Saturday, April 26, 2008

Did you know?

Fresca goes well with steak and Gnocchi? haha. Well, maybe that's not what great cooks and steak connoisseurs would tell you. They might even say Gnocchi doesn't complement a steak correctly. But who makes those food laws anyway? Either way, I think the fresca refreshed rather well. Low sodium, no calories, great taste! I mean, just look at it standing there. It's probably even thinking, "Man, I belong here!"


By the way, those steaks were great as well!

I just thought I'd share something a little lighter.

Tuesday, April 22, 2008

a choice that tears...

Inside of me I have a choice that exists. This choice has existed for quite some time now. It's gone away, only to reappear as if it were a familiar season. It's a choice that appears simple, yet somehow complex enough to perplex me deeply. From a certain distance it seems relatively easy to figure out. Many would think it was of no consequence. But for me, it's nothing short of who I am.
Throughout the past few months, even years, I've had people tell me many different things regarding this choice. They've said, "Josh you first need to understand what you're called to do. Then go after it." Or maybe they even uttered, "If God isn't moving in the place you're at, then it might be time for you to move on..." I've heard much. People often give advice freely, but one would almost require payment to actually heed it.
So how much "going after" are we to exert on our own accord? At what point are we "moving on" because our memories of egypt seem fonder than the difficulties we face presently?
I personally often wonder what the dreams of the Israelites were like while they were wandering in the desert, being broken. What exactly did they envision the "movement of God" to look like? Now I know they expected a king and a promised land and all that jazz; what did they really want this "movement" to look like? For we know now that they had a pillar of fire and a cloud that moved directly with them. "Their decisions should have been easy." I'm tempted to conclude. How easy for us to see now. But who am I to assume that this "movement" actually looks anything like what I envision. I ask honestly. Why should I get what I want? I know what I want. And I want a lot. But I know all of that doesn't matter.
I want to be a man after the heart of God. A man that waits on the Lord to move. Not a man that moves so the Lord can wait for him.
What makes this choice so difficult is that it seems to tear in either direction. Or maybe I should say any direction I choose, makes a great impact. I understand I'm being quite ambiguous with my descriptions here, and that's for a purpose. I'm not quite at liberty to divulge my entire heart on this blog. I simply want to see to it that my decisions are always thought out, that my wife is with me every step of the way, and that I've prayed over them.

I don't pray enough.

It seems like opportunity and obligation often battle it out in my mind like some sort of cage match with no apparent victor. Maybe each gets K.O.'d near the end of the fight.
I often wish I could go back to training wheels so I can feel the reassuring confidence that my Dad is holding on to the back of my seat as I make my decisions to steer.

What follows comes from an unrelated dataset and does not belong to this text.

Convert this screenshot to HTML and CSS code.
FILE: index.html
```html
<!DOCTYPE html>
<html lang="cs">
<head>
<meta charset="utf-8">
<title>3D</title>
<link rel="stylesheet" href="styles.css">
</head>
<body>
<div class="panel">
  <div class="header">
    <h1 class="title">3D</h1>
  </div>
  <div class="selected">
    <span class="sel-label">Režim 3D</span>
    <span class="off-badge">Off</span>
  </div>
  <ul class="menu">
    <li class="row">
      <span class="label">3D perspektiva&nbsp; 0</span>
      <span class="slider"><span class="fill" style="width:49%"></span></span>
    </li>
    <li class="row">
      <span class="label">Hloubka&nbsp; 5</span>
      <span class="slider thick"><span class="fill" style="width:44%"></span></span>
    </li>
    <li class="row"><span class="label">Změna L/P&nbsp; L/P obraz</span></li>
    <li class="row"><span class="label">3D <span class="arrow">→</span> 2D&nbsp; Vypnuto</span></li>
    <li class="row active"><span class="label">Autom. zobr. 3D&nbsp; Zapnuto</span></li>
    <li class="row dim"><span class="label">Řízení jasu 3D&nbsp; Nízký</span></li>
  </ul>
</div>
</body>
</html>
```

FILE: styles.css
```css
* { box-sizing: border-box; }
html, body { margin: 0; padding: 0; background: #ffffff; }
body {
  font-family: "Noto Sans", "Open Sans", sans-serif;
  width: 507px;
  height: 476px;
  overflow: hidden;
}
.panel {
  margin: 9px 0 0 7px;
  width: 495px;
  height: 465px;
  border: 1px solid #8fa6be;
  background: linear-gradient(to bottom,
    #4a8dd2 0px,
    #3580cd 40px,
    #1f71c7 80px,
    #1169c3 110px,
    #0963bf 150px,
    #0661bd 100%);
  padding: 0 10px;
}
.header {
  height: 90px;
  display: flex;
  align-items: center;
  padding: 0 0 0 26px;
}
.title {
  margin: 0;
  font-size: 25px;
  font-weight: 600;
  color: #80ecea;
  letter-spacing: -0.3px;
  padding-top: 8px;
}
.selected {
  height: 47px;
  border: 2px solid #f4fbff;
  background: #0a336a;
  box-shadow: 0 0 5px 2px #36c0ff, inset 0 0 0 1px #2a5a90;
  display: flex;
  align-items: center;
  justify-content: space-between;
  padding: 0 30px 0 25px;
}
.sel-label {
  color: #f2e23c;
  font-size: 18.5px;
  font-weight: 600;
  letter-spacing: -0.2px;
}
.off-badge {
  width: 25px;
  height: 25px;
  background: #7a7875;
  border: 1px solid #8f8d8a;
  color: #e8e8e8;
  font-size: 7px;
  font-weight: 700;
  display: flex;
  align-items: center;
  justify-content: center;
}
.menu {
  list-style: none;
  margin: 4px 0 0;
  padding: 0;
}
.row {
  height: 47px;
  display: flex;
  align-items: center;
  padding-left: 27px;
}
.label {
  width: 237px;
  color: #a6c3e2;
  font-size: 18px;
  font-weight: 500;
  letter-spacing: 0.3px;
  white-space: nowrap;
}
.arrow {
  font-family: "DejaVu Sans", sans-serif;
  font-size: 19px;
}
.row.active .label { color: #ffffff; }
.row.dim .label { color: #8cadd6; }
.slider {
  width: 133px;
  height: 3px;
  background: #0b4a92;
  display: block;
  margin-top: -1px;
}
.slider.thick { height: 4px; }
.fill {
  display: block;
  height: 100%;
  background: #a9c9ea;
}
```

I know, I know... "Maybe He wants you to choose this time Josh."

I've been here before.

Friday, April 18, 2008

new roads...

I often sing about seasons and wordy visuals. I often write about colors and lessons I've learned.
When I step back, all the little things that don't make sense to me when I look at them individualistically, come together. They build something. Something grand. And each moment of each day is part of it. I'm learning that when I least understand what is going on is when the Lord knows what is happening. And when I understand, or claim to understand, is when He still knows what is happening. In spite of who I am and how lost I seem to be on the road, He has a plan. His plan not only involves picking up the pieces of my life that I've broken somehow, but it involves restoring them. Each and every fragment of my imaginative confusion that I call a day, is being shaped into something beautiful. Restoration is a beautifully consistent word. Every time it crosses my mind I'm reminded of how I'm being restored through grace.
Two weeks ago Ash and myself pulled up to the curb of our friends house. We were intending to go to the weekly, sunday night meeting with our church group. But, as life often changes, our road didn't end at the curb that evening. In that moment of discussion, Ash needed to talk. I needed to listen. We needed to drive. So we drove. My Kia pulled us down roads that we've never been down. Not only were we conversing over new topics and sharing hearts but we were experiencing newness. New roads. New moments. New us. It was remarkable. Not remarkable like a fantastic sports play, or a shiny new car; but remarkable like a wise word that sinks deep into your mind and grows to maturity. I love those moments. The kind where the bulk of the awe isn't formed by what pieces are at hand, but by the full restorative wholeness that is being built. Faith, love, and hope assembling. I'm coming back to the point where these moments are visible. For a while I lost sight of them. But these moments of grace make sense to me in a way that the setting sun makes sense to the stars. New roads are scary sometimes. But I love them.

something new

Hello everybody. I will be writing all of my new thoughts and entries into this new blog. I had one a while back before I moved out west and liked it quite a bit. And since my wife has started one here, I figured it would be good for me to get some of my thoughts out on here too. People have always told me they've enjoyed reading them. We're gonna go get some food. I will write more later.